Providing a high quality customer experience is critical for retailers, no matter the sector or audience. Delivering on this goal means more success in sales and more repeat business.
But our ideas around what constitutes a high level customer experience have changed in recent years. In the pre-internet days, it generally meant attentive sales people available to help with in store requests. But in today’s connected world, it’s more often associated with quick page loads, easily navigable sites and rich media.
As we look to the future, the customer experience is morphing yet again, and it’s becoming increasingly challenging for retailers to ensure it remains high quality. The customer journey is now a multi-platform ride that includes website interactions via smartphones, tablets, laptops and desktops -- sometimes throughout one single purchase. This means more flexibility for consumers, but it also produces a more complicated experience for retailers to manage. For many retailers, their existing CMS systems do not enable efficient management and delivery of assets across different channels and devices and frequently assets are held in siloed systems for each channel. This further complicates the management process for retailers as they seek to create and deliver multichannel campaigns.
As the trend continues to shift from in store purchases to online shopping, the customer experience must evolve as well. With consumers becoming increasingly connected and dependent on their mobile devices, retailers across the globe must respond with revamped websites and new mobile offerings if they hope to attract new customers and keep brand loyalists satisfied.
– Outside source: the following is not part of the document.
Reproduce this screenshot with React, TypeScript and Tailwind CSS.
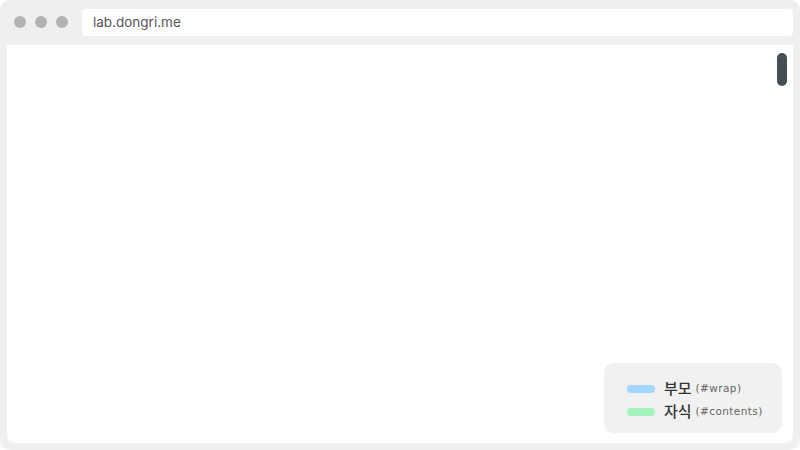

Read on for six areas retailers should consider as they look to tackle the new world of customer experience.
Bring Commerce to Content Pages
By enabling purchasing directly on the content page, retailers provide the ability to buy right at the point of inspiration, without requiring customers to click through to the traditional checkout page. Providing buying power at this point capitalizes on interest and excitement about a product instantly and reduces the risk of losing customers due to a time-consuming or complicated checkout process. This means a smoother, more enjoyable purchasing experience for the user, and higher conversion rates and increased revenue for the retailer.
Today’s online purchases rarely stem from one interaction. Instead, most are the result of several website visits via various platforms. We live in a connected, device-saturated world, and consumers are utilizing multiple avenues to research and purchase items whenever time allows. For the consumer, this means greater flexibility and versatility. For the retailer, it means increased challenges with managing content delivery across multiple channels and devices.
Adaptive design solutions, using dynamic imaging technology, help retailers effectively address these challenges by resizing content on the fly and automating and streamlining the resizing process. This helps designers address the multichannel challenge and ensure that the site performs well across multiple devices.
Another element to consider is that different devices are more conducive to different environments or times of day and usage varies based on factors like network bandwidth and screen type. The goal for retailers, no matter the circumstances, is ensuring the fast delivery of high-quality content. Adaptive design caters to this as well, optimizing engagement across device types and platforms.
Building on the last point, it’s important for retailers to not only understand how their viewers interact on different devices, but to know that experiences vary depending on platform. Mobile’s varied format, screen size and bandwidth means retailers must work to deliver an experience customized to those circumstances. Images, for example, should be treated differently with mobile, where there is less screen real estate and additional information must be stripped away to make the image the central focal point of the page. Navigation should also be treated differently, as there is less space for buttons and most page movement is dictated by the user’s thumb.